Abstract: FR-OR36
Single-Cell Resolution Drug Effects on RAAS Blockade in ZSF1 Rat Diabetic Kidney Disease
Session Information
- How Sweet It Is: Basics of Diabetic Kidney Disease
November 03, 2023 | Location: Room 121, Pennsylvania Convention Center
Abstract Time: 05:15 PM - 05:24 PM
Category: Diabetic Kidney Disease
- 701 Diabetic Kidney Disease: Basic
Authors
- Balzer, Michael S., University of Pennsylvania, Philadelphia, Pennsylvania, United States
- Zhou, Jianfu, University of Pennsylvania, Philadelphia, Pennsylvania, United States
- Abedini, Amin, University of Pennsylvania, Philadelphia, Pennsylvania, United States
- Ma, Ziyuan, University of Pennsylvania, Philadelphia, Pennsylvania, United States
- Grundmann, Manuel, Bayer AG, Leverkusen, Nordrhein-Westfalen, Germany
- Pavkovic, Mira, Bayer AG, Leverkusen, Nordrhein-Westfalen, Germany
- Susztak, Katalin, University of Pennsylvania, Philadelphia, Pennsylvania, United States
Background
Diabetic kidney disease (DKD) is the leading cause of renal failure worldwide.
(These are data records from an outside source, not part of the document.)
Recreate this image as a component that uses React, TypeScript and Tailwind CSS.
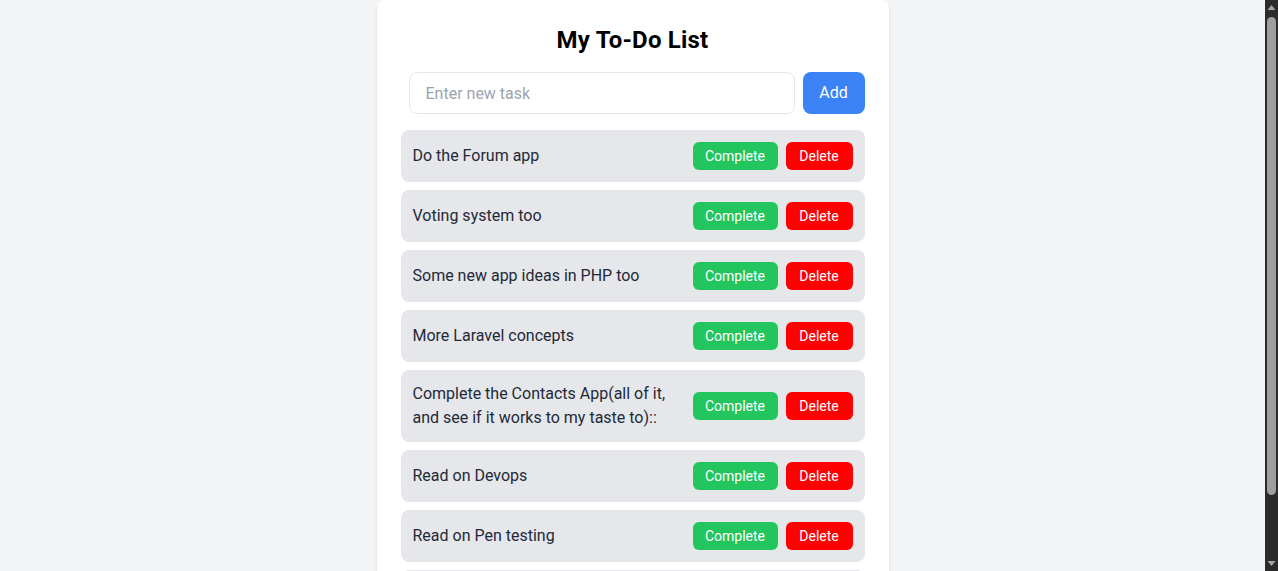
import React from "react";

const tasks = [
  "Do the Forum app",
  "Voting system too",
  "Some new app ideas in PHP too",
  "More Laravel concepts",
  "Complete the Contacts App(all of it, and see if it works to my taste to)::",
  "Read on Devops",
  "Read on Pen testing",
  "Learn Docker basics",
];

function Scrollbar() {
  return (
    <div className="w-[13px] h-screen bg-[#2b2b2b] flex flex-col items-center shrink-0">
      <svg width="9" height="14" viewBox="0 0 9 14" className="shrink-0">
        <polygon points="4.5,5 8.5,10 0.5,10" fill="#a3a3a3" />
      </svg>
      <div className="w-[9px] h-[478px] mt-[3px] rounded-[5px] bg-[#9e9e9e]" />
      <div className="flex-1" />
      <svg width="9" height="14" viewBox="0 0 9 14" className="shrink-0">
        <polygon points="0.5,4 8.5,4 4.5,9" fill="#a3a3a3" />
      </svg>
    </div>
  );
}

export default function App() {
  return (
    <div className="flex h-screen overflow-hidden bg-[#f3f4f6]">
      <div className="flex-1 h-screen overflow-hidden">
        <div className="flex justify-center font-['Roboto',sans-serif]">
          <div className="w-[512px] bg-white rounded-lg shadow-md p-6">
            <h1 className="text-2xl font-bold text-black text-center leading-8 mb-4 tracking-[0.2px]">My To-Do List</h1>
            <div className="flex gap-2 pl-2 mb-4">
              <input
                type="text"
                placeholder="Enter new task"
                className="flex-1 h-[42px] px-4 border border-[#e5e7eb] rounded-lg text-base bg-white placeholder:text-[#9ca3af] outline-none"
              />
              <button className="h-[42px] w-[62px] bg-[#3b82f6] text-white text-base rounded-lg">Add</button>
            </div>
            <ul className="flex flex-col gap-2">
              {tasks.map((t) => (
                <li key={t} className="flex items-center bg-[#e5e7eb] rounded-lg px-3 py-3">
                  <span className="flex-1 text-base leading-6 text-[#1f2937] pr-6">{t}</span>
                  <div className="flex gap-2">
                    <button className="h-7 w-[85px] bg-[#22c55e] text-white text-sm rounded-md">Complete</button>
                    <button className="h-7 w-[67px] bg-[#ff0000] text-white text-sm rounded-md">Delete</button>
                  </div>
                </li>
              ))}
            </ul>
          </div>
        </div>
      </div>
      <Scrollbar />
    </div>
  );
}
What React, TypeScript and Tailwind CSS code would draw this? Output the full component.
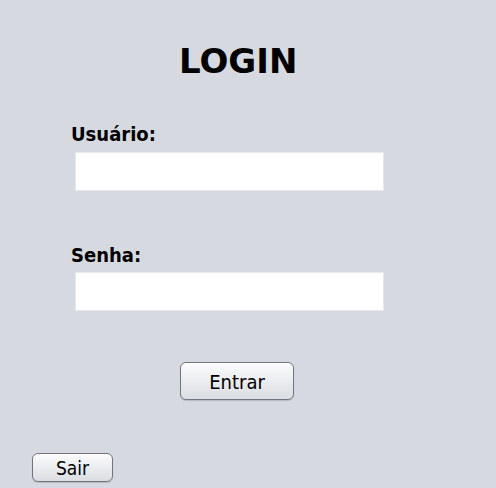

Overactivation of the renin-angiotensin-aldosterone system (RAAS) is associated with detrimental outcomes in DKD patients. RAAS inhibitors such as enalapril have been used for decades as antiproteinuric, antihypertensive, and kidney protective agents. Still, the exact cell type of action and the main drivers of drug action remain elusive.
Methods
To this end, in addition to detailed biochemical, histological, and tissue proteomics analysis of the ZSF1 obese rat with or without enalapril treatment, we leveraged single-cell transcriptomics (scRNA-seq). We exploited state-of-the-art analyses of unbiased tensor decomposition, differential gene expression, pathway enrichment, cell trajectories, RNA velocity, weighted gene correlation networks, integration with CITE-seq imputed antibody-derived tags, and cell-cell communication. Results from the ZSF1 model were validated in human kidney samples and datasets.
Results
RAAS inhibition via enalapril ameliorated hypertension, proteinuria, kidney tissue levels of progression markers, and fibrosis in the ZSF1 rat model of DKD. ScRNA-seq highlighted immune cell enrichment, endothelial and tubular cell depletion. Unbiased tensor decomposition analysis showed distal nephron tubule cells were associated with treatment status. Enalapril downregulated cathepsin D (Ctsd) in diabetic distal nephron and myeloid cells. Ctsd+ injured tubule cells of the distal nephron were enriched in DKD and depleted upon enalapril treatment. Ctsd was also a marker for Trem2+ residential macrophages, which demonstrated an inflammatory phenotype and interacted strongly with distal nephron tubule cells. CTSD was particularly enriched in kidneys from DKD patients and correlated with outcome-relevant parameters such as fibrosis and glomerular filtration rate.
Conclusion
We report previously unknown injury cell states of the distal nephron, describe CTSD as an important regulator of enalapril effects, and reveal Trem2+ residential macrophages as top receivers of distal nephron cell-cell communication. Finally, we show that our findings translate to humans and demonstrate that enalapril-associated gene signatures allow stratification of human kidney samples by disease-relevant outcome measures such as kidney function and fibrosis.